The little walled village of Gargonza is perched atop a hill overlooking Valdichiana (Chiana valley) between Arezzo and Siena in the municipality of Monte San Savino only 11 kilometers off the highway A1 exit "Monte San Savino".
The Castle of Gargonza is a magnificent archetype of a fortified Tuscan agricultural hamlet, with its tower/keep, considerable remaining walls, 13th century gate, 14th century Roman Church complete with bell tower and mullioned windows, and narrow alleys lined with medieval houses. Crowning a hilltop above the Chiana Valley, it is one of the most well-preserved fortified complexes in the entire Aretine (Arezzo) territory.
Under Aretinian rule as fief of the Ubertini counts, in the Middle Ages, the castle was often the object of dispute between the Guelphs and Ghibellines, like most of the small fortress in the zone, due to its important strategic position between the Chiana Valley and Sienese territory. Perhaps the most noteworthy event in the castle's long history was playing host to great poet Dante Alighieri, who part of the White Guelph faction, in 1304. He participated in the conference between the Aretines and the Ghibellines who had escaped from Florence.
Gargonza was attacked by the Florentine army in 1307, but avoided defeat thanks to the spreading of false news rumoring the imminent arrival of Cardinal Orsini's army in Florence. In 1381, the castle was sold to the Sienese Republic.
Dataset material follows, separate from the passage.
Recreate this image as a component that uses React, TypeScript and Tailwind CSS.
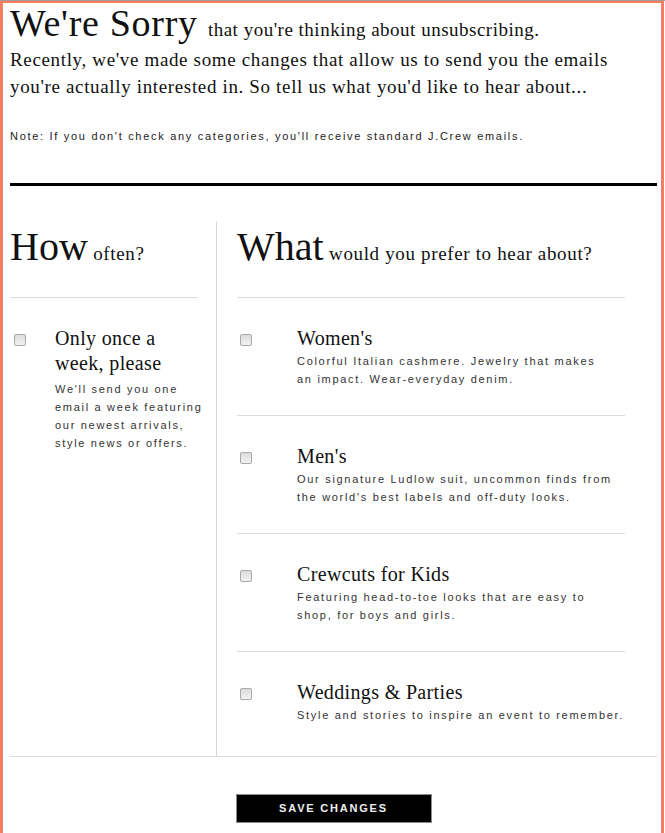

However, just four years later, it was reoccupied by the Florentines.
Village inhabitants were not at all happy under Florentine rule, which led to a revolt in 1433. The armed reaction of the Florentine army leveled the suburb to the ground. Only the keep was left standing, the tower that still looms over the inhabited remains today.
In 1546, the castle fell under the Lotteringhi della Stufa family's control. At the end of the 16th century, the marquises Corsi, ancestors of the actual owners, gained control and transformed Gargonza into an agricultural estate. In the 18th century, the Grand Duchy's political reclamation of the Chiana Valley was also extended to the ground's hilly areas. It is interesting to observe that the present territory has maintained the imprint of this important intervention.
The agricultural period ended immediately after WWII, with the termination of sharecropping, causing a general exodus outside the country. Gargonza remained nearly uninhabited and in decline. In the 1970's, the count Roberto Guicciardini Corsi Salviati carried out conservative restoration work, aiming to maintain the genuine architectural values of the ancient medieval suburb. Today, Gargonza is an important country holiday estate and belongs to the Abitare la Storia association.